Cobrança por mais agilidade nos retornos sobre as demandas que tratavam das medidas indenizatórias
Outra pauta que os membros da Articulação das Comissões Territoriais apresentaram na reunião foi em relação à morosidade dos retornos sobre as demandas apresentadas pelas pessoas atingidas sobre as medidas indenizatórias previstas no Acordo.
Pessoas atingidas ressaltaram o descumprimento, por parte da Samarco, para viabilizar a adesão ao Programa de Indenização Definitiva (PID), além da imparcialidade na realização da análise das pessoas que solicitaram. Relataram ainda a ausência de retornos da mineradora em relação aos requisitos para adesão ao AGROPESCA.

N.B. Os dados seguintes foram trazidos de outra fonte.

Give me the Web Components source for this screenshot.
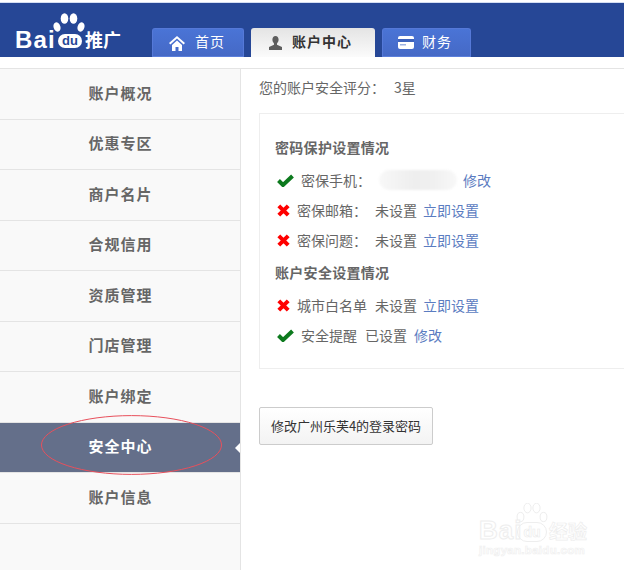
<!DOCTYPE html>
<html lang="zh"><head><meta charset="utf-8">
<style>
html,body{margin:0;padding:0;background:#fff;overflow:hidden}
body{width:624px;height:570px;font-family:"Noto Sans CJK SC","Liberation Sans",sans-serif;color:#666}
</style></head><body>
<bd-app></bd-app>
<script>
const FONT='"Noto Sans CJK SC","Liberation Sans",sans-serif';
const paw=(c)=>`<svg width="32" height="22" viewBox="0 0 32 22" style="display:block"><g fill="${c}"><ellipse cx="4" cy="14" rx="3.4" ry="4.8" transform="rotate(-18 4 14)"/><ellipse cx="11.500" cy="5.500" rx="3.800" ry="5.300"/><ellipse cx="20.500" cy="5.500" rx="3.800" ry="5.300"/><ellipse cx="28" cy="14" rx="3.400" ry="4.800" transform="rotate(18 28 14)"/></g></svg>`;
function def(name,html){customElements.define(name,class extends HTMLElement{connectedCallback(){if(this.shadowRoot)return;const s=this.attachShadow({mode:'open'});s.innerHTML=typeof html==='function'?html(this):html;}});}

def('bd-logo',`<style>
:host{display:block;position:relative;width:108px;height:36px;color:#fff;font-family:"Liberation Sans",sans-serif}
.row{position:absolute;left:0;bottom:0;display:flex;align-items:flex-end}
.bai{font:bold 24px/21px "Liberation Sans",sans-serif;letter-spacing:1.200px;width:43px}
.du{width:24px;height:14px;border-radius:7px;background:#fff;color:#264796;font:bold 13px/13px "Liberation Sans",sans-serif;text-align:center;margin-bottom:2px}
.cn{font:bold 18px/21px ${FONT};margin-left:3px;width:38px;white-space:nowrap}
.paw{position:absolute;left:38px;top:-1px}
</style><div class="paw">${paw('#fff')}</div>
<div class="row"><span class="bai">Bai</span><span class="du">du</span><span class="cn">推广</span></div>`);

def('bd-tab',h=>`<style>
:host{display:flex;align-items:center;box-sizing:border-box;height:29px;width:${h.getAttribute('w')}px;padding-left:${h.getAttribute('pl')}px;padding-bottom:4px;gap:${h.getAttribute('gap')}px;border-radius:3px 3px 0 0;
 background:linear-gradient(#4a74d6,#4569c6);border:1px solid #5579d8;border-bottom-color:#5b7fdb;color:#fff;font:14px/20px ${FONT};letter-spacing:1px}
:host([active]){background:linear-gradient(#e4e4e4,#fbfbfb);border:0;color:#333;font-weight:bold}
svg{display:block;flex:none}
::slotted(svg){margin-top:4px}
</style><slot name="icon"></slot><slot></slot>`);

def('bd-header',`<style>
:host{display:block;border-top:2px solid #fff;box-shadow:inset 0 1px 0 #d4def2;height:54px;padding-top:1px;background:#264796;position:relative}
.in{display:flex;align-items:flex-end;height:54px;padding-left:15px}
bd-logo{margin-bottom:7px;margin-right:29px}
.tabs{display:flex;gap:7px}
</style><div class="in"><bd-logo></bd-logo><div class="tabs"><slot></slot></div></div>`);

def('bd-side-item',`<style>
:host{display:flex;align-items:center;justify-content:center;box-sizing:border-box;height:50.5px;padding:0 0 2px 1px;border-bottom:1px solid #e4e4e4;font:bold 15px/20px ${FONT};letter-spacing:1px;color:#666;position:relative;width:240px}
:host([active]){background:#646f8a;color:#fff;border-bottom-color:#e4e4e4}
:host([active])::after{content:"";position:absolute;right:0;top:20px;border:5px solid transparent;border-right-color:#fff;border-left:0}
</style><slot></slot>`);

def('bd-sidebar',`<style>
:host{display:block;width:240px;background:#f9f9f9;border-right:1px solid #e4e4e4;position:relative;height:501px}
svg{position:absolute;left:40px;top:346px;pointer-events:none}
</style><slot></slot>
<svg width="183" height="61" viewBox="0 0 183 61"><ellipse cx="91.5" cy="30" rx="90" ry="29.4" fill="none" stroke="#e8505c" stroke-width="1"/></svg>`);

def('bd-status',h=>{const ok=h.hasAttribute('ok');return `<style>
:host{display:flex;align-items:center;height:20px;gap:8px;font:14px/20px ${FONT};color:#666;white-space:nowrap}
.ic{flex:none;display:block;margin:0 -1px 0 2px}
</style>${ok?`<svg class="ic" width="17" height="13" viewBox="0 0 17 13"><path d="M1.500 6.500 6 11 15.500 2" fill="none" stroke="#0d7a1e" stroke-width="4"/></svg>`:`<svg class="ic" width="13" height="13" viewBox="0 0 13 13"><path d="M1.800 1.800 11.200 11.200M11.200 1.800 1.800 11.200" fill="none" stroke="#f00" stroke-width="4"/></svg>`}<slot></slot>`});

def('bd-link',`<style>:host{display:inline;color:#5b7cc1;font:14px/20px ${FONT}}</style><slot></slot>`);

def('bd-panel',`<style>
:host{display:block;box-sizing:border-box;width:400px;height:256px;border:1px solid #eee;padding:23px 0 0 15px}
</style><slot></slot>`);

def('bd-heading',`<style>:host{display:block;font:bold 14px/20px ${FONT};letter-spacing:.3px;color:#666}</style><slot></slot>`);

def('bd-button',`<style>
:host{display:flex;align-items:center;justify-content:center;box-sizing:border-box;width:174px;height:38px;border:1px solid #ccc;border-radius:2px;background:linear-gradient(#fff,#f3f3f3);color:#333;font:13px/20px ${FONT};white-space:nowrap}
</style><slot></slot>`);

def('bd-watermark',`<style>
:host{position:absolute;left:479px;top:503px;width:112px;height:54px;color:#fff;pointer-events:none;-webkit-text-stroke:1px #eeeeee}
.bai{position:absolute;left:0;top:13px;font:bold 26px/28px "Liberation Sans",sans-serif;letter-spacing:1px}
.du{position:absolute;left:38px;top:19px;width:30px;height:20px;border-radius:10px;border:1px solid #eee;box-sizing:border-box;font:bold 14px/18px "Liberation Sans",sans-serif;text-align:center;-webkit-text-stroke:.6px #ebebeb}
.cn{position:absolute;left:70px;top:17px;font:bold 19px/22px ${FONT};-webkit-text-stroke:.7px #ededed}
.url{position:absolute;left:0;top:40px;font:bold 11.5px/14px "Liberation Sans",sans-serif;letter-spacing:.3px;-webkit-text-stroke:.7px #f0f0f0}
.paw{position:absolute;left:36px;top:0}
</style><div class="paw"><svg width="34" height="22" viewBox="0 0 32 22"><g fill="#fff" stroke="#eee"><ellipse cx="4.500" cy="14" rx="3.400" ry="4.600"/><ellipse cx="11.500" cy="5" rx="3.600" ry="4.800"/><ellipse cx="20.500" cy="5" rx="3.600" ry="4.800"/><ellipse cx="27.500" cy="14" rx="3.400" ry="4.600"/></g></svg></div>
<span class="bai">Bai</span><span class="du">du</span><span class="cn">经验</span><span class="url">jingyan.baidu.com</span>`);

def('bd-app',`<style>
:host{display:block;position:relative;width:624px;height:570px;overflow:hidden}
.main{display:flex;margin-top:11px;border-top:1px solid #e4e4e4}
.content{flex:1;padding-left:18px;min-width:0;overflow:hidden}
.score{display:flex;gap:9px;font:14px/20px ${FONT};color:#666;margin-top:8px;margin-bottom:16px;white-space:nowrap}
.blob{display:block;width:78px;height:20px;border-radius:10px;background:linear-gradient(90deg,#f8f8f8,#eeeeee 45%,#f0f0f0 70%,#f8f8f8);filter:blur(.8px);margin-right:-2px}
bd-status.first{margin-top:13px}
bd-status.n{margin-top:10px}
bd-heading.h2{margin-top:12px}
bd-button{margin-top:38px}
bd-link.a{margin-left:-2px}
bd-link.b{margin-left:-1px}
svg{display:block}
</style>
<bd-header>
 <bd-tab w="92" pl="16" gap="10"><svg slot="icon" width="16" height="16" viewBox="0 0 16 16"><path d="M8 1 0 8l1.400 1.400L8 3.600l6.600 5.800L16 8z" fill="#fff"/><path d="M3 10 8 5.600 13 10v6H9.500v-4h-3v4H3z" fill="#fff"/></svg>首页</bd-tab>
 <bd-tab active w="124" pl="17" gap="9"><svg slot="icon" width="15" height="16" viewBox="0 0 15 16"><path d="M7.500 1C5.600 1 4.400 2.500 4.400 4.600c0 1.600.7 3 1.600 3.800v1.300L1 12v3h13v-3L9 9.700V8.400c.9-.8 1.600-2.200 1.600-3.800C10.600 2.500 9.400 1 7.500 1z" fill="#5e5e5e"/></svg>账户中心</bd-tab>
 <bd-tab w="89" pl="15" gap="8"><svg slot="icon" width="16" height="13" viewBox="0 0 16 13"><rect width="16" height="13" rx="2" fill="#fff"/><rect y="3" width="16" height="3" fill="#3e63bd"/><rect x="2" y="8" width="6" height="1.500" fill="#9db2e2"/></svg>财务</bd-tab>
</bd-header>
<div class="main">
 <bd-sidebar>
  <bd-side-item>账户概况</bd-side-item><bd-side-item>优惠专区</bd-side-item><bd-side-item>商户名片</bd-side-item><bd-side-item>合规信用</bd-side-item><bd-side-item>资质管理</bd-side-item><bd-side-item>门店管理</bd-side-item><bd-side-item>账户绑定</bd-side-item><bd-side-item active>安全中心</bd-side-item><bd-side-item>账户信息</bd-side-item>
 </bd-sidebar>
 <div class="content">
  <div class="score"><span>您的账户安全评分：</span><span>3星</span></div>
  <bd-panel>
   <bd-heading>密码保护设置情况</bd-heading>
   <bd-status ok class="first"><span>密保手机：</span><span class="blob"></span><bd-link>修改</bd-link></bd-status>
   <bd-status class="n"><span>密保邮箱：</span><span>未设置</span><bd-link class="a">立即设置</bd-link></bd-status>
   <bd-status class="n"><span>密保问题：</span><span>未设置</span><bd-link class="a">立即设置</bd-link></bd-status>
   <bd-heading class="h2">账户安全设置情况</bd-heading>
   <bd-status class="first"><span>城市白名单</span><span>未设置</span><bd-link class="a">立即设置</bd-link></bd-status>
   <bd-status ok class="n"><span>安全提醒</span><span>已设置</span><bd-link class="b">修改</bd-link></bd-status>
  </bd-panel>
  <bd-button>修改广州乐芙4的登录密码</bd-button>
 </div>
</div>
<bd-watermark></bd-watermark>`);
</script>
</body></html>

Rafaela Leite (MPMG) informou que a Samarco encaminhou o relatório trimestral do Anexo 2, sinalizando as pendências de pagamento em virtude de judicialização. O MPF vai solicitar esclarecimentos sobre prazos de pagamentos e outros encaminhamentos às empresas na reunião prevista para acontecer na próxima semana e, sendo possível, compartilhará com as ATIs e as pessoas atingidas o conteúdo do referido relatório.
Durante o encontro, membros da Articulação dos territórios de Minas Gerais, também apontaram a necessidade de presença das autoridades nos territórios e a consequente falta de conhecimento sobre a realidade dos problemas que as pessoas atingidas enfrentam em suas comunidades nestes dez anos de rompimento.
Portaria Conjunta instituirá Instância de Participação no Estado de Minas Gerais
Prestes a ser publicada, a Portaria Conjunta nº 1, assinada pelo Governo do Estado de Minas Gerais, Ministério Público de Minas Gerais e Defensoria Pública de Minas Gerais, instituirá oficialmente a Instância Mineira de Participação Social do Rio Doce (IMPS/Doce).
O IMPS/Doce, de natureza informativa e consultiva, tem como finalidade constituir espaços e mecanismos de participação e controle social para acompanhar a execução das ações e obrigações de responsabilidade do Estado de Minas Gerais no Acordo de Repactuação do Rio Doce.
Entre suas diretrizes, a Portaria estabelece o compromisso com o direito à informação, à transparência e à linguagem acessível; a valorização da diversidade étnico-racial, de gênero, cultural e social; e a garantia de oportunidades de fala às pessoas atingidas. O texto também destaca o cumprimento do Princípio 10 da Declaração do Rio sobre Meio Ambiente e Desenvolvimento, que assegura o acesso à informação e à participação pública em questões ambientais.
As reuniões do IMPS/Doce serão realizadas a cada dois meses, de forma preferencialmente presencial, e poderão ocorrer em caráter extraordinário mediante justificativa dos membros. A Superintendência Central de Reparação do Rio Doce, vinculada à SEPLAG, exercerá a função de Secretaria-Executiva da instância.
Em relação a composição do Conselho, será de 20 membros titulares, sendo 11 representantes das comunidades atingidas, três representantes de povos e comunidades tradicionais (indígenas, quilombolas e outros) e seis do poder público (SEPLAG, SISEMA, MPF, MPMG e DPMG). O documento ainda prevê a participação da Defensoria Pública da União e das auditorias independentes como convidadas permanentes.
As Assessorias Técnicas Independentes prestarão apoio técnico e operacional às reuniões do IMPS/Doce, conforme o parágrafo segundo da Cláusula 1 do Anexo 6 – Participação Social do Acordo.
O mandato dos conselheiros será de dois anos, prorrogável por igual período.